I got this expecting some kind of easy-breezy memoir, I guess. Big WRONG-O! It’s the poignant yet sometimes tension-filled and occasionally exciting true tale of a man in search of his father, his father’s ghost, his family, his country, his life. It’s an amazing book and has the 2017 Pulitzer in Biography/Autobiography to show for itself. (I didn’t know that when I got it on a kind of between-book whim.
But still, overall, it’s not really for me because it’s written so beautifully there seems to be a disconnect between the son’s anguish and his prose. It’s like obsessive dreaming about a time long past hoping for a different ending. Hoping for emotional closure where there might never be one. And with the author reading it I’m afraid it all turns into a kind of soggy sad tale.

The Return: Fathers, Sons and the Land in Between
read by Hisham Matar 8h 51m
rating: 8 / memoir
****
What do you do when you cannot leave and cannot return?” (p 4, Kindle)
After reading/listening to about half of it I realized that I might not be connecting it all, even if I was both reading and listening. This is partly due to the exquisitely written, although not necessarily chronologically told, narrative, but it’s also because the subject of Libya is complex in itself, there seems to be a change in Matar’s mission and, finally, I really didn’t have the background – barely knew where Libya was on the map (although I had followed the end game of Muammar Qaddafi). And although the author, Hisham Matar, is an acclaimed novelist, I’d never heard of him, either.

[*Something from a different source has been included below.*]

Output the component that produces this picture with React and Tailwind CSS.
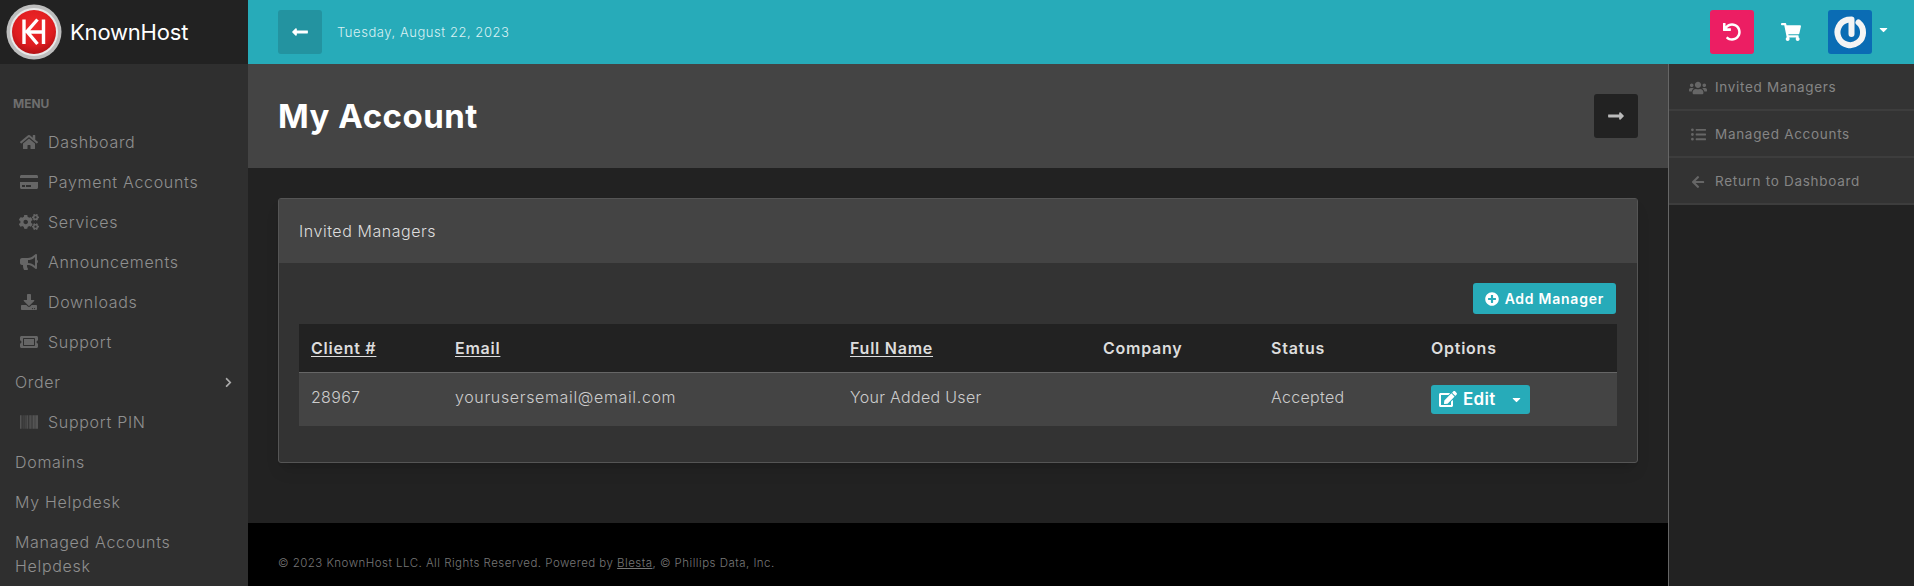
import {
  FaHome, FaCreditCard, FaCogs, FaBullhorn, FaDownload, FaTicketAlt, FaBarcode, FaChevronRight,
  FaLongArrowAltLeft, FaLongArrowAltRight, FaUndo, FaShoppingCart, FaUsers, FaListUl, FaArrowLeft,
  FaPlusCircle, FaEdit, FaCaretDown,
} from 'react-icons/fa';

const menu = [
  { label: 'Dashboard', icon: FaHome, size: 18 },
  { label: 'Payment Accounts', icon: FaCreditCard, size: 18 },
  { label: 'Services', icon: FaCogs, size: 20 },
  { label: 'Announcements', icon: FaBullhorn, size: 18 },
  { label: 'Downloads', icon: FaDownload, size: 16 },
  { label: 'Support', icon: FaTicketAlt, size: 18 },
  { label: 'Order', arrow: true },
  { label: 'Support PIN', icon: FaBarcode, size: 18 },
  { label: 'Domains' },
  { label: 'My Helpdesk' },
  { label: 'Managed Accounts Helpdesk' },
];

const sideLinks = [
  { label: 'Invited Managers', icon: FaUsers, size: 18 },
  { label: 'Managed Accounts', icon: FaListUl, size: 15 },
  { label: 'Return to Dashboard', icon: FaArrowLeft, size: 14 },
];

function Logo() {
  return (
    <svg width="56" height="56" viewBox="0 0 56 56" className="shrink-0">
      <defs>
        <radialGradient id="red" cx="50%" cy="35%" r="70%">
          <stop offset="0%" stopColor="#f0282a" />
          <stop offset="65%" stopColor="#dd1c1f" />
          <stop offset="100%" stopColor="#a80f12" />
        </radialGradient>
      </defs>
      <circle cx="28" cy="28" r="27.5" fill="#bdbdbd" />
      <circle cx="28" cy="28" r="24" fill="#e9e9e9" />
      <circle cx="28" cy="28" r="22" fill="url(#red)" />
      <path
        d="M18 15.5V40M37.5 15.5V40M23 28H37.5M31.5 15.5L21 27.5L31.5 40"
        fill="none"
        stroke="#fff"
        strokeWidth="3.4"
      />
    </svg>
  );
}

function PowerAvatar() {
  return (
    <div className="w-11 h-11 rounded-[3px] bg-[#0a6cb4]">
      <svg width="44" height="44" viewBox="0 0 44 44">
        <path
          d="M30.5 12.5A12.8 12.8 0 1 1 19.5 9.8L23.5 9.6V24"
          fill="none"
          stroke="#f4f4f4"
          strokeWidth="6"
          strokeLinecap="round"
          strokeLinejoin="round"
        />
      </svg>
    </div>
  );
}

export default function App() {
  return (
    <div className="h-screen overflow-hidden flex flex-col bg-[#222] font-[family-name:Inter,sans-serif]">
      <header className="h-16 flex shrink-0">
        <div className="w-[248px] bg-[#222] flex items-center pl-1.5 gap-[8px]">
          <Logo />
          <span className="text-white text-[22px] tracking-[-0.2px]">KnownHost</span>
        </div>
        <div className="flex-1 bg-[#27abb9] flex items-center pl-[30px] pr-[24px]">
          <button className="w-11 h-11 rounded-[3px] bg-[#2393a0] text-white flex items-center justify-center">
            <FaLongArrowAltLeft size={18} />
          </button>
          <span className="ml-[15px] pt-[2px] text-[13px] font-light tracking-[0.55px] text-[#d8f0f3]">Tuesday, August 22, 2023</span>
          <div className="ml-auto flex items-center">
            <button className="w-11 h-11 rounded-[3px] bg-[#ec1e63] text-white flex items-center justify-center">
              <FaUndo size={18} />
            </button>
            <FaShoppingCart size={20} className="text-white ml-[27px]" />
            <div className="ml-[27px]"><PowerAvatar /></div>
            <FaCaretDown size={13} className="text-white ml-[5px] mb-1.5" />
          </div>
        </div>
      </header>

      <div className="flex flex-1 min-h-0">
        <aside className="w-[248px] shrink-0 bg-[#2f2f2f] pt-[32px] overflow-hidden">
          <div className="pl-[13px] text-[12px] font-bold text-[#6e6e6e] leading-4 mb-[10px]">MENU</div>
          <ul className="text-[16px] font-light text-[#8f8f8f] tracking-[0.7px] leading-6">
            {menu.map(item => (
              <li
                key={item.label}
                className={`flex items-center py-2 ${item.icon ? 'pl-[19px]' : 'pl-[15px]'} pr-[14px]`}
              >
                {item.icon && (
                  <span className="w-5 mr-[9px] flex justify-center shrink-0">
                    <item.icon size={item.size} className="text-[#666]" />
                  </span>
                )}
                <span className="w-[190px]">{item.label}</span>
                {item.arrow && <FaChevronRight size={11} className="ml-auto text-[#aaa]" />}
              </li>
            ))}
          </ul>
        </aside>

        <main className="flex-1 min-w-0 flex flex-col">
          <div className="h-[104px] shrink-0 bg-[#444] flex items-center justify-between px-[30px]">
            <h1 className="pt-[2px] text-[33px] font-bold text-white tracking-[0.5px]">My Account</h1>
            <button className="w-11 h-11 rounded-[3px] bg-[#222] text-[#bbb] flex items-center justify-center">
              <FaLongArrowAltRight size={18} />
            </button>
          </div>

          <div className="flex-1 bg-[#222] pt-[30px] px-[30px]">
            <section className="h-[265px] rounded-[3px] border border-[#555] bg-[#333] shadow-lg">
              <div className="h-[64px] bg-[#444] flex items-center px-5 text-[16px] font-light text-[#ddd] tracking-[0.55px]">
                Invited Managers
              </div>
              <div className="px-5 pt-5">
                <div className="flex justify-end">
                  <button className="h-[31px] mr-px px-3 rounded-[3px] bg-[#27abb9] text-white text-[14px] font-semibold flex items-center gap-[6px] tracking-[0.75px]">
                    <FaPlusCircle size={14} />
                    Add Manager
                  </button>
                </div>
                <table className="mt-[10px] w-full table-fixed text-[16px] text-[#ccc]">
                  <colgroup>
                    <col className="w-[144px]" />
                    <col className="w-[395px]" />
                    <col className="w-[253px]" />
                    <col className="w-[168px]" />
                    <col className="w-[160px]" />
                    <col />
                  </colgroup>
                  <thead>
                    <tr className="h-[48px] bg-[#222] text-left text-[#ddd] border-b border-[#666] tracking-[0.75px]">
                      <th className="px-3 font-semibold"><span className="underline underline-offset-2">Client #</span></th>
                      <th className="px-3 font-semibold"><span className="underline underline-offset-2">Email</span></th>
                      <th className="px-3 font-semibold"><span className="underline underline-offset-2">Full Name</span></th>
                      <th className="px-3 font-semibold">Company</th>
                      <th className="px-3 font-semibold">Status</th>
                      <th className="px-3 font-semibold">Options</th>
                    </tr>
                  </thead>
                  <tbody>
                    <tr className="h-[54px] bg-[#444] font-light tracking-[0.3px]">
                      <td className="px-3 pb-[4px]">28967</td>
                      <td className="px-3 pb-[4px] tracking-[0.65px]">yourusersemail@email.com</td>
                      <td className="px-3 pb-[4px]">Your Added User</td>
                      <td className="px-3"></td>
                      <td className="px-3 pb-[4px]">Accepted</td>
                      <td className="px-3">
                        <button className="w-[99px] h-[29px] rounded-[3px] bg-[#27abb9] text-white text-[17px] font-semibold flex items-center pl-2">
                          <FaEdit size={18} />
                          <span className="ml-[6px]">Edit</span>
                          <FaCaretDown size={13} className="ml-auto mr-[7px]" />
                        </button>
                      </td>
                    </tr>
                  </tbody>
                </table>
              </div>
            </section>
          </div>

          <footer className="h-[63px] shrink-0 bg-black flex items-center pl-[30px] pt-[19px] text-[11.5px] font-light text-[#777] tracking-[0.47px]">
            <span>© 2023 KnownHost LLC. All Rights Reserved. Powered by <a className="underline">Blesta</a>, © Phillips Data, Inc.</span>
          </footer>
        </main>

        <aside className="w-[246px] shrink-0 border-l border-[#666] bg-[#222]">
          {sideLinks.map(link => (
            <div key={link.label} className="h-[47px] bg-[#333] border-b-2 border-[#3d3d3d] flex items-center pl-[19px] pt-[2px] text-[13.5px] text-[#858585] tracking-[0.7px]">
              <span className="w-5 mr-[7px] flex justify-center">
                <link.icon size={link.size} className="text-[#666]" />
              </span>
              {link.label}
            </div>
          ))}
        </aside>
      </div>
    </div>
  );
}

So I read up on some background using Wikipedia and a couple of reviews and started over. Yup – it happened again. The dreamy poetic narrative just doesn’t suit me I guess (but I have the same problem with Louise Erdrich who is so hung up on her own beautiful words and characters she forgets to emote the tension when she reads her own novels for a recording.)
The book is beautifully written in spare but evocative prose which almost enhances the very real underlying tension set up from the first paragraphs of the book and ends with what we pray is closure.
Some books just don’t work as audio books. I learned this with Don DeLillo’s Falling Man. Superb book, but I could not make head nor tail of it as an audio book…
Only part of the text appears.